» Required task: Below are records; please write out exactly the lines from the first line through the line containing "string; value?: string;", with no pictures.

» Record set:
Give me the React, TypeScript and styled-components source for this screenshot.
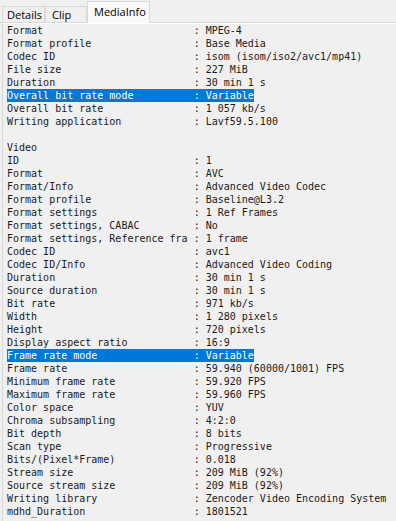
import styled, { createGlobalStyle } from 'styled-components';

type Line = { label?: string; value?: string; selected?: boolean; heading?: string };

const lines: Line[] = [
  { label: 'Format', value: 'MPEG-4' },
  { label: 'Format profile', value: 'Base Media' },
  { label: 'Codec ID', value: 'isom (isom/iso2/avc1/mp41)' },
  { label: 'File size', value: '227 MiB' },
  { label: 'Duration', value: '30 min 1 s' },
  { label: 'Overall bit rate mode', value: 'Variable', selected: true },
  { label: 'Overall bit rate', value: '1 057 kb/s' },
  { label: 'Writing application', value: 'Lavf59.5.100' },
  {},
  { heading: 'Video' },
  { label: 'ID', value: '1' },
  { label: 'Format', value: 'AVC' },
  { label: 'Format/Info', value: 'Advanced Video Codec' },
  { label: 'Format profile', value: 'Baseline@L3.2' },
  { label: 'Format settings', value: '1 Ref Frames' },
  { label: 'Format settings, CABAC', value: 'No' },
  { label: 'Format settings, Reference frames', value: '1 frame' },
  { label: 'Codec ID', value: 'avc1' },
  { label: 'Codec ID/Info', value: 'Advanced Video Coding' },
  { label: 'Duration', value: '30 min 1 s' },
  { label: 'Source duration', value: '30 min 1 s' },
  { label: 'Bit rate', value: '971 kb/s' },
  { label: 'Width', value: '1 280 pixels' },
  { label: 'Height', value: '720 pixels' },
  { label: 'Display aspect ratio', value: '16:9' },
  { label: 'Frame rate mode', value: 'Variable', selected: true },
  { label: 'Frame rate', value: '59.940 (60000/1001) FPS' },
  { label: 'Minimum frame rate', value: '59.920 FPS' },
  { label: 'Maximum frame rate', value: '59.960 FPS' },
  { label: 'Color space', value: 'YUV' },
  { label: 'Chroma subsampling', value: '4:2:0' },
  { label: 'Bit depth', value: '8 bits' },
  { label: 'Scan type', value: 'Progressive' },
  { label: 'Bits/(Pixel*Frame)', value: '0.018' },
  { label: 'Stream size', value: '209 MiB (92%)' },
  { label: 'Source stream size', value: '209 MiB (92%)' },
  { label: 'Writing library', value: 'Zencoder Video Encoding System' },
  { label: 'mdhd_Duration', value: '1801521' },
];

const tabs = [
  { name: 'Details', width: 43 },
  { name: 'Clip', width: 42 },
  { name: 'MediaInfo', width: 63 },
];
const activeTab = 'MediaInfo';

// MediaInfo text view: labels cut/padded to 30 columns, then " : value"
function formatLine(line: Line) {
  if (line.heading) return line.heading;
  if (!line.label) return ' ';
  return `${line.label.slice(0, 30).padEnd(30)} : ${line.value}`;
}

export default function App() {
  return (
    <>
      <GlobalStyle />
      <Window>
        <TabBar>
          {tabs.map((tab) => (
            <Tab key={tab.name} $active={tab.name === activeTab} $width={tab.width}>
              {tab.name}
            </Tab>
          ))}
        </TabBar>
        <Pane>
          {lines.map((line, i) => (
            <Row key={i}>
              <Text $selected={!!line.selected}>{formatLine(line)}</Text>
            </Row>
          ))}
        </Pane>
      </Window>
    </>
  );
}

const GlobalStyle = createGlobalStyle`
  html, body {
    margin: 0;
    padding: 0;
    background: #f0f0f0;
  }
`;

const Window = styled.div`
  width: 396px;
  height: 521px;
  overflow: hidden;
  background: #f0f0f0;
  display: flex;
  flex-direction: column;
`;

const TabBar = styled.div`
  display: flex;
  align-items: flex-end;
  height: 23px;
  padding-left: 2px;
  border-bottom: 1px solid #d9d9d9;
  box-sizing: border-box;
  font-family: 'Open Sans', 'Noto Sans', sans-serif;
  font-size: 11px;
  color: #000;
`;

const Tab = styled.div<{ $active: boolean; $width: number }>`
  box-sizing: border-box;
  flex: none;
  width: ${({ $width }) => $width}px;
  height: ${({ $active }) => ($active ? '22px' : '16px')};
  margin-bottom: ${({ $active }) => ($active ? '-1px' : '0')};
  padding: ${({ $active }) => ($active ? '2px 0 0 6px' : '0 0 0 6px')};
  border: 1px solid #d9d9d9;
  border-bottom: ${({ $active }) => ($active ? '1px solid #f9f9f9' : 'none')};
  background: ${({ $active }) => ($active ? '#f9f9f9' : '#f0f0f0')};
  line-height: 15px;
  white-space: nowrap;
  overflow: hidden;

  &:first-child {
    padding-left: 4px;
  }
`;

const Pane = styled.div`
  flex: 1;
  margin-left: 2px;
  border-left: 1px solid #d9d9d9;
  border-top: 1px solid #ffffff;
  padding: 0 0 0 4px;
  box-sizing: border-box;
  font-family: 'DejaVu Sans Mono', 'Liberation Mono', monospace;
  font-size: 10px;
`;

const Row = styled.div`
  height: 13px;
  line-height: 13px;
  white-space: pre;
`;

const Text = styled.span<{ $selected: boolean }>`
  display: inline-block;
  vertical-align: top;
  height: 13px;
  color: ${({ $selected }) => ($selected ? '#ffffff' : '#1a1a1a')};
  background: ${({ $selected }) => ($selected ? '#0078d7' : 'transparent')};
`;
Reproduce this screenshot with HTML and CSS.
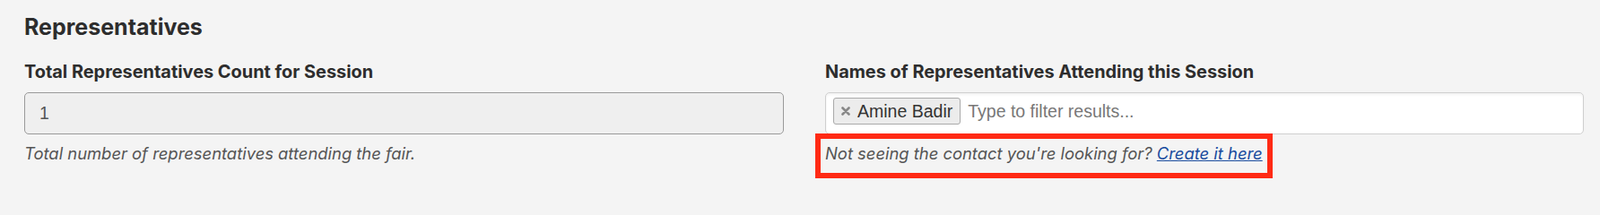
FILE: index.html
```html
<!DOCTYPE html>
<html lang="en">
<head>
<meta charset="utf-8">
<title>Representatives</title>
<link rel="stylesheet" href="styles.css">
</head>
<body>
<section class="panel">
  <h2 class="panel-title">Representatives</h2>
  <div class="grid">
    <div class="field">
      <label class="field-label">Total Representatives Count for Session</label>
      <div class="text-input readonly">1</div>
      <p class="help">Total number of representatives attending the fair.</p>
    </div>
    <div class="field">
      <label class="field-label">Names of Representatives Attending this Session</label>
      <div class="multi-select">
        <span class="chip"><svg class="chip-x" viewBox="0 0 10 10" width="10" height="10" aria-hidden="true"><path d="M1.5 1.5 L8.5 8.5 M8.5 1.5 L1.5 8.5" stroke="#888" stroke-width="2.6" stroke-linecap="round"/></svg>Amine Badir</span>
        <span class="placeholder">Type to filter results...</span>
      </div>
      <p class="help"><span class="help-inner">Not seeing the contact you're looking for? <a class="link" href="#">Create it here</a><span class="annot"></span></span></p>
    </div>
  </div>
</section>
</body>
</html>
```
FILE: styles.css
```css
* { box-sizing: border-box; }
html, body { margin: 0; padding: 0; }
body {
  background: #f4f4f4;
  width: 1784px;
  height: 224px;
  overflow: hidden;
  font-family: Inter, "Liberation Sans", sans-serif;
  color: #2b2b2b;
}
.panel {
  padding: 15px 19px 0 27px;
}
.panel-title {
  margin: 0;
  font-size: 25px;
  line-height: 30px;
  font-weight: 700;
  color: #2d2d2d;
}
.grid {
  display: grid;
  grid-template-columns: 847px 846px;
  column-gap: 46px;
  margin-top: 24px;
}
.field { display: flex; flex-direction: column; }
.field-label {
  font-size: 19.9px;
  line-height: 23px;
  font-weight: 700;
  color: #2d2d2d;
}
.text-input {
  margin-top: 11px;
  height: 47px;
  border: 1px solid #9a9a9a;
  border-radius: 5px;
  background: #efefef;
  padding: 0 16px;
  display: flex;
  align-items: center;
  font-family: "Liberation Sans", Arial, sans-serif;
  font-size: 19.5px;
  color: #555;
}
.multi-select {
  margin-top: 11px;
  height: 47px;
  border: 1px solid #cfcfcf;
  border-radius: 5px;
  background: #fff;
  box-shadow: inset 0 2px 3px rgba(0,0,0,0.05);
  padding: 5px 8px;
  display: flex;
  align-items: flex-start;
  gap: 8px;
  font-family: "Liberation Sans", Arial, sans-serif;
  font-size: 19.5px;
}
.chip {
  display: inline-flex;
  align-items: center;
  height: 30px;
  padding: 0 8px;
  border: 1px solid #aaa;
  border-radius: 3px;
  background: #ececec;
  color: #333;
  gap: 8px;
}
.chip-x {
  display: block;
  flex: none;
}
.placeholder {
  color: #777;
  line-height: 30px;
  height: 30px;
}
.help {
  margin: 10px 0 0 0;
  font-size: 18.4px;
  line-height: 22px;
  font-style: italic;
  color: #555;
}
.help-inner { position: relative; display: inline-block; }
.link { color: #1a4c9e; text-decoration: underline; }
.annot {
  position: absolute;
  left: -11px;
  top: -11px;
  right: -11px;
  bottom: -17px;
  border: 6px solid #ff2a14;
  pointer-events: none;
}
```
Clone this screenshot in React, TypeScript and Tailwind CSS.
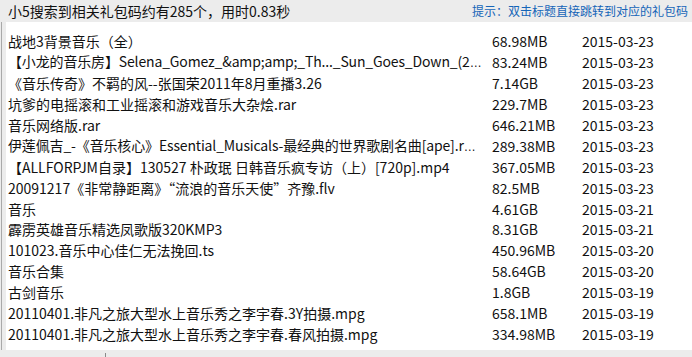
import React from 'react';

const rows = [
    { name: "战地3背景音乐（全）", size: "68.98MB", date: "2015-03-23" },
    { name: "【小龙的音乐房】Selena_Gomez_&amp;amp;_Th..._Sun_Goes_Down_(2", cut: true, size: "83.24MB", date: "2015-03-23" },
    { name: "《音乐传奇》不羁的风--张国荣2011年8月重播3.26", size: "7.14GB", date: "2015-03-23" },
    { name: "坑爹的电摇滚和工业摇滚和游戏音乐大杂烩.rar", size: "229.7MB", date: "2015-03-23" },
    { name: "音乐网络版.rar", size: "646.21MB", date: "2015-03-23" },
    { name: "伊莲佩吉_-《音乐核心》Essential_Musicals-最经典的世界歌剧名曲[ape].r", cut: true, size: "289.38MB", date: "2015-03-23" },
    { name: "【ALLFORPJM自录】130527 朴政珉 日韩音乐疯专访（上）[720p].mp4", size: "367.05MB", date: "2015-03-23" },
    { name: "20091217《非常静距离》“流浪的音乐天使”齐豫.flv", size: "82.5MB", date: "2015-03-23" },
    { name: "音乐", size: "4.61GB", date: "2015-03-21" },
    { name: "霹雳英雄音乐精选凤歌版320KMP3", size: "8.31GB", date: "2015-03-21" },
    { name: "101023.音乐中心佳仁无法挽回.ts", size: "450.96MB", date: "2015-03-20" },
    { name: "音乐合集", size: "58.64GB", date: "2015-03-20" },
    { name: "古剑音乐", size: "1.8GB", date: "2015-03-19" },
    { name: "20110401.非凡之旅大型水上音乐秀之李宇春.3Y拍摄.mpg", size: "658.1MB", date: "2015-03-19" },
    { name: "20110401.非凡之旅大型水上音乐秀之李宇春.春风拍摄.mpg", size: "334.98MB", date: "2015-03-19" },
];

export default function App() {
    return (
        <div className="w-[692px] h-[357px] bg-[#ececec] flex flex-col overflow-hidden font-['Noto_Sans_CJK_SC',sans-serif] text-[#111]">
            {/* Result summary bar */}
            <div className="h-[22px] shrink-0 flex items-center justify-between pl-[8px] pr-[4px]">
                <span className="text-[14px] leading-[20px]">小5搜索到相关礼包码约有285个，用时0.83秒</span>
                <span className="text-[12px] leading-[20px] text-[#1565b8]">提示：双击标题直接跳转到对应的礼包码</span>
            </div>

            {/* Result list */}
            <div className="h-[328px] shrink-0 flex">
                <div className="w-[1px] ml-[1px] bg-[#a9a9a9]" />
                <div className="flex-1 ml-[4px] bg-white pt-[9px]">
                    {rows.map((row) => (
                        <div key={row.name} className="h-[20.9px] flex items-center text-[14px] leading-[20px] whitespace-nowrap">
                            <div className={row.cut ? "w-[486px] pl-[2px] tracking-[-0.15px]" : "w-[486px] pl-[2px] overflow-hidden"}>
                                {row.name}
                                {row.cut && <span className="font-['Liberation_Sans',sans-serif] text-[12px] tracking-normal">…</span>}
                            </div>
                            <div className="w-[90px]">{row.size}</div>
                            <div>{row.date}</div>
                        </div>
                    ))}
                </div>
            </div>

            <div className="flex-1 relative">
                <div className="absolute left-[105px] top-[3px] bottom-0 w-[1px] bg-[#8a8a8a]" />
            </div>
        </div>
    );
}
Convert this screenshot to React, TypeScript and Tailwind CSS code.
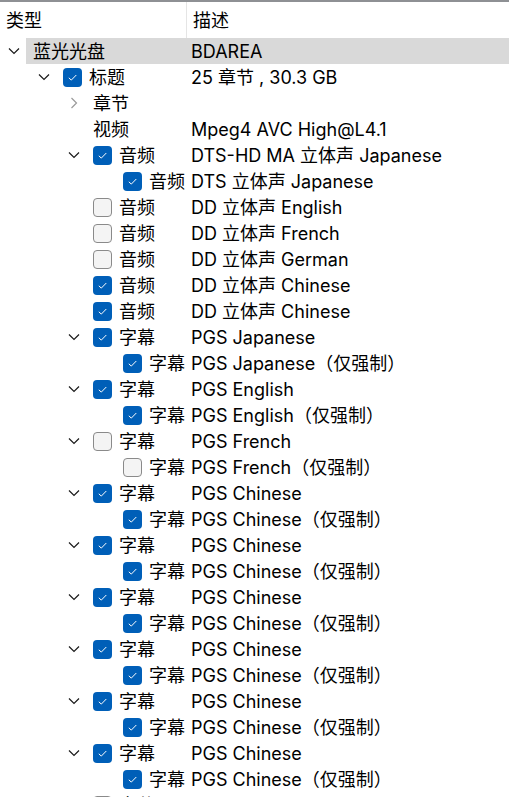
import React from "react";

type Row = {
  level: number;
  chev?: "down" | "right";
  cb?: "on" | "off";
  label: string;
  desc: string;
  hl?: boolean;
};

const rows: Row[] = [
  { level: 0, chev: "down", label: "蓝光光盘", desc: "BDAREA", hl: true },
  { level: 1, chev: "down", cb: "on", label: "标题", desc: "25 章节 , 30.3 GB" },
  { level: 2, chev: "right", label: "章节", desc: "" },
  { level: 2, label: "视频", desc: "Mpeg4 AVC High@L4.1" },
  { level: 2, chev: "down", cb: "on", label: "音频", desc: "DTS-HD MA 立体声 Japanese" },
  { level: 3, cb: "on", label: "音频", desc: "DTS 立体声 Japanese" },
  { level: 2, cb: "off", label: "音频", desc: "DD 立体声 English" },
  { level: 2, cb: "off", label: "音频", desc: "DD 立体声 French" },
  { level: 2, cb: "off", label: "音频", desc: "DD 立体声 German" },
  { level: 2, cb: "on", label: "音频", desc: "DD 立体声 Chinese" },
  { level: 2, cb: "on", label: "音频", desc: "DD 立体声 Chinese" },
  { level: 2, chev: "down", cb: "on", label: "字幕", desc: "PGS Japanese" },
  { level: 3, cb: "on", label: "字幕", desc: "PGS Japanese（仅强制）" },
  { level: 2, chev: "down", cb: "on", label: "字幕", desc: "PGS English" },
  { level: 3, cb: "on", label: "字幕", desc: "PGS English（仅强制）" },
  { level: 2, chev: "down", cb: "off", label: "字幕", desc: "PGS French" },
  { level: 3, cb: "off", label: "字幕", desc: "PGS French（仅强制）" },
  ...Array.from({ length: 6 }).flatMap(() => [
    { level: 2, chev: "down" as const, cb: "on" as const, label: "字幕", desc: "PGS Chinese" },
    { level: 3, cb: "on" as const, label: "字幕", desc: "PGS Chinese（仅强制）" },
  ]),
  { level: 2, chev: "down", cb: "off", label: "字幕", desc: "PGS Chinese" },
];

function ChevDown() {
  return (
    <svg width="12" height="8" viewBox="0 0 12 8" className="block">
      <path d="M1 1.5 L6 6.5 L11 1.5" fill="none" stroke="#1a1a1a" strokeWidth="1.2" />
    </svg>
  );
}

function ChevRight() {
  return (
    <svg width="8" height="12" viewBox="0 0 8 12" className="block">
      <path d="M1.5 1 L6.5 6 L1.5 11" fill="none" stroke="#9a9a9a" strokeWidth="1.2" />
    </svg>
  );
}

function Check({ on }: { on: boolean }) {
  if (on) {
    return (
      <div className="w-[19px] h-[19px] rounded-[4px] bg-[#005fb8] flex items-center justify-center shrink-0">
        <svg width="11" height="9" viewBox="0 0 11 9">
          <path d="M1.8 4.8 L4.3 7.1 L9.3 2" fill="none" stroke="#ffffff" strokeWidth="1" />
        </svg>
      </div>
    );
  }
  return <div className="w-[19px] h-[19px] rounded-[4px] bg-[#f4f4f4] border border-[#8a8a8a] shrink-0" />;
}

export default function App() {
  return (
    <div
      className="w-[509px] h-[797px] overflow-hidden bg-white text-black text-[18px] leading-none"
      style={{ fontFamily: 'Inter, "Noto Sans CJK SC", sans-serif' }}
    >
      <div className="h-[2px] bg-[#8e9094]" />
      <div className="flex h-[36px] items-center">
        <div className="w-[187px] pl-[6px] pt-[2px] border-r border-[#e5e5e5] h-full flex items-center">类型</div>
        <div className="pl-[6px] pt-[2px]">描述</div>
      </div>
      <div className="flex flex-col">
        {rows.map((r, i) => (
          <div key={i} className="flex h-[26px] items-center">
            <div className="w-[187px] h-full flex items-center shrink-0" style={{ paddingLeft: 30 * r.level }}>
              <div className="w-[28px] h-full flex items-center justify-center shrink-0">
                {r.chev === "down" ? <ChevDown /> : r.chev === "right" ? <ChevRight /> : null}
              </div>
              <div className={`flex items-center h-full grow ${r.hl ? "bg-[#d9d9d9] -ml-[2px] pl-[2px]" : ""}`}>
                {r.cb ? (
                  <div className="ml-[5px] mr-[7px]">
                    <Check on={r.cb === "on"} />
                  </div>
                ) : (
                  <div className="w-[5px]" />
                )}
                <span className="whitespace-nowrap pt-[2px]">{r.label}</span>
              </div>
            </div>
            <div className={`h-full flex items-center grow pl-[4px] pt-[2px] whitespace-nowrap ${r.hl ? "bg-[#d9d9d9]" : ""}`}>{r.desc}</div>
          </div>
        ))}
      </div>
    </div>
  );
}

» Problem solution:
Give me the React, TypeScript and styled-components source for this screenshot.
import styled, { createGlobalStyle } from 'styled-components';

type Line = { label?: string; value?: string; selected?: boolean; heading?: string };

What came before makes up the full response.